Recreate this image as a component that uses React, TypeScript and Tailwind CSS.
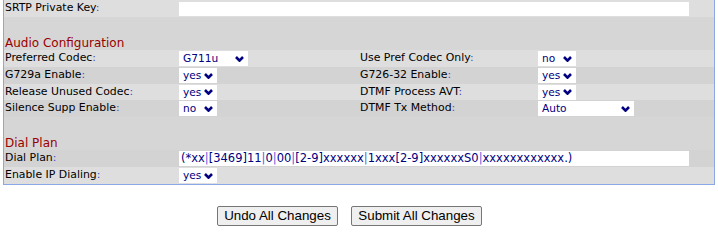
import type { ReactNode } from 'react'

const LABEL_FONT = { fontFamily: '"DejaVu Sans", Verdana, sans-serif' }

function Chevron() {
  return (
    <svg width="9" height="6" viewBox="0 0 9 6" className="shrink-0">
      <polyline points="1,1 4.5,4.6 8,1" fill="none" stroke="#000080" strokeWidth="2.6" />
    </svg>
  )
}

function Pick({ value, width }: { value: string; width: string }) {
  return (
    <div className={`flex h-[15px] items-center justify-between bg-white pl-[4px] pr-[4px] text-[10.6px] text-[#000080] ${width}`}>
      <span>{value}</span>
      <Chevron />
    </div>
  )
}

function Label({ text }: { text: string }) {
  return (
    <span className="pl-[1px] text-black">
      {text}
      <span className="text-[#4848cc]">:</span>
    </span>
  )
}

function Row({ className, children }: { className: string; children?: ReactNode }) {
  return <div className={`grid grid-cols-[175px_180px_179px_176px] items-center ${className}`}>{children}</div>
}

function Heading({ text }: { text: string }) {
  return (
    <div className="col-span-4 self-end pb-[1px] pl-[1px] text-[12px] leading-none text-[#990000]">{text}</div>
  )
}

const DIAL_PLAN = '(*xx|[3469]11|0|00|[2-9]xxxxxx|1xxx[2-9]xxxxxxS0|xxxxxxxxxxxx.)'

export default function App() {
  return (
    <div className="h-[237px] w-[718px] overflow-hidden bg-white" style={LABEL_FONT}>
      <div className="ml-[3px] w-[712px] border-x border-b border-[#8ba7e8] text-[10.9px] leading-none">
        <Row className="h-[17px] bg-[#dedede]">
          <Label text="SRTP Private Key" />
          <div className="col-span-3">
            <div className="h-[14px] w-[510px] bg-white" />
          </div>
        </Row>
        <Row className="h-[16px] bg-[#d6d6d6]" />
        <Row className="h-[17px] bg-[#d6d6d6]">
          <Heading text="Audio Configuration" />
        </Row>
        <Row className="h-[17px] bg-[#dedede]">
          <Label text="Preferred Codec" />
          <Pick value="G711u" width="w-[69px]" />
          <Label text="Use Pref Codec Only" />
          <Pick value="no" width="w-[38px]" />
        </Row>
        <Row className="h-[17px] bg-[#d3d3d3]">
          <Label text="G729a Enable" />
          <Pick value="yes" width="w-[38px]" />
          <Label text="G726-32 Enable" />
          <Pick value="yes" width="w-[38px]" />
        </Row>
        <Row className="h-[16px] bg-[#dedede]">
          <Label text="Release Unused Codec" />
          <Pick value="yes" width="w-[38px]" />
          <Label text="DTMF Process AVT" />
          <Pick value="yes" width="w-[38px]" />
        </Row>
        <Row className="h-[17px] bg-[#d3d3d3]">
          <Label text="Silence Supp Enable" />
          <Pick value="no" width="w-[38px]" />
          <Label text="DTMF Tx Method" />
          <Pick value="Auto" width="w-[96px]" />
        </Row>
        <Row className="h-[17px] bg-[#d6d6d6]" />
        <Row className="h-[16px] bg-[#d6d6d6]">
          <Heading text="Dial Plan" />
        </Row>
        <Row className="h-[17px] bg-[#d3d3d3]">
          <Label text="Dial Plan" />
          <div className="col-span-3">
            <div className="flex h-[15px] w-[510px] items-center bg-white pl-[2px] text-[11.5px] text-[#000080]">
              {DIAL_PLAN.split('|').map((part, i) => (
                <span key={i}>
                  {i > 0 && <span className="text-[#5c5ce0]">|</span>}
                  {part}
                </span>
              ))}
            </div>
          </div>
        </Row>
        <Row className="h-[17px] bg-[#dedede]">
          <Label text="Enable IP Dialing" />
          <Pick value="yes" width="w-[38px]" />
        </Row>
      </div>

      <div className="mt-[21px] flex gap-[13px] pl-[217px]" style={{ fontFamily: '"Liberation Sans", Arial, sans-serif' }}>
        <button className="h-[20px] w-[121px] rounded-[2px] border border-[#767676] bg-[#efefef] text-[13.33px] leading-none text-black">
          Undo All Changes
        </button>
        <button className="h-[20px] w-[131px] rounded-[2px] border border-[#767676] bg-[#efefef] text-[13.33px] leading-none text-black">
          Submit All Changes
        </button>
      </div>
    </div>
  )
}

◆ ◆ ◆ ◆ ◆ ◆ ◆

TASK => Write out the whole listing exactly, and drop the pictures.

TASK ANSWER =>
Recreate this image as a component that uses React, TypeScript and Tailwind CSS.
import type { ReactNode } from 'react'

const LABEL_FONT = { fontFamily: '"DejaVu Sans", Verdana, sans-serif' }

function Chevron() {
  return (
    <svg width="9" height="6" viewBox="0 0 9 6" className="shrink-0">
      <polyline points="1,1 4.5,4.6 8,1" fill="none" stroke="#000080" strokeWidth="2.6" />
    </svg>
  )
}

function Pick({ value, width }: { value: string; width: string }) {
  return (
    <div className={`flex h-[15px] items-center justify-between bg-white pl-[4px] pr-[4px] text-[10.6px] text-[#000080] ${width}`}>
      <span>{value}</span>
      <Chevron />
    </div>
  )
}

function Label({ text }: { text: string }) {
  return (
    <span className="pl-[1px] text-black">
      {text}
      <span className="text-[#4848cc]">:</span>
    </span>
  )
}

function Row({ className, children }: { className: string; children?: ReactNode }) {
  return <div className={`grid grid-cols-[175px_180px_179px_176px] items-center ${className}`}>{children}</div>
}

function Heading({ text }: { text: string }) {
  return (
    <div className="col-span-4 self-end pb-[1px] pl-[1px] text-[12px] leading-none text-[#990000]">{text}</div>
  )
}

const DIAL_PLAN = '(*xx|[3469]11|0|00|[2-9]xxxxxx|1xxx[2-9]xxxxxxS0|xxxxxxxxxxxx.)'

export default function App() {
  return (
    <div className="h-[237px] w-[718px] overflow-hidden bg-white" style={LABEL_FONT}>
      <div className="ml-[3px] w-[712px] border-x border-b border-[#8ba7e8] text-[10.9px] leading-none">
        <Row className="h-[17px] bg-[#dedede]">
          <Label text="SRTP Private Key" />
          <div className="col-span-3">
            <div className="h-[14px] w-[510px] bg-white" />
          </div>
        </Row>
        <Row className="h-[16px] bg-[#d6d6d6]" />
        <Row className="h-[17px] bg-[#d6d6d6]">
          <Heading text="Audio Configuration" />
        </Row>
        <Row className="h-[17px] bg-[#dedede]">
          <Label text="Preferred Codec" />
          <Pick value="G711u" width="w-[69px]" />
          <Label text="Use Pref Codec Only" />
          <Pick value="no" width="w-[38px]" />
        </Row>
        <Row className="h-[17px] bg-[#d3d3d3]">
          <Label text="G729a Enable" />
          <Pick value="yes" width="w-[38px]" />
          <Label text="G726-32 Enable" />
          <Pick value="yes" width="w-[38px]" />
        </Row>
        <Row className="h-[16px] bg-[#dedede]">
          <Label text="Release Unused Codec" />
          <Pick value="yes" width="w-[38px]" />
          <Label text="DTMF Process AVT" />
          <Pick value="yes" width="w-[38px]" />
        </Row>
        <Row className="h-[17px] bg-[#d3d3d3]">
          <Label text="Silence Supp Enable" />
          <Pick value="no" width="w-[38px]" />
          <Label text="DTMF Tx Method" />
          <Pick value="Auto" width="w-[96px]" />
        </Row>
        <Row className="h-[17px] bg-[#d6d6d6]" />
        <Row className="h-[16px] bg-[#d6d6d6]">
          <Heading text="Dial Plan" />
        </Row>
        <Row className="h-[17px] bg-[#d3d3d3]">
          <Label text="Dial Plan" />
          <div className="col-span-3">
            <div className="flex h-[15px] w-[510px] items-center bg-white pl-[2px] text-[11.5px] text-[#000080]">
              {DIAL_PLAN.split('|').map((part, i) => (
                <span key={i}>
                  {i > 0 && <span className="text-[#5c5ce0]">|</span>}
                  {part}
                </span>
              ))}
            </div>
          </div>
        </Row>
        <Row className="h-[17px] bg-[#dedede]">
          <Label text="Enable IP Dialing" />
          <Pick value="yes" width="w-[38px]" />
        </Row>
      </div>

      <div className="mt-[21px] flex gap-[13px] pl-[217px]" style={{ fontFamily: '"Liberation Sans", Arial, sans-serif' }}>
        <button className="h-[20px] w-[121px] rounded-[2px] border border-[#767676] bg-[#efefef] text-[13.33px] leading-none text-black">
          Undo All Changes
        </button>
        <button className="h-[20px] w-[131px] rounded-[2px] border border-[#767676] bg-[#efefef] text-[13.33px] leading-none text-black">
          Submit All Changes
        </button>
      </div>
    </div>
  )
}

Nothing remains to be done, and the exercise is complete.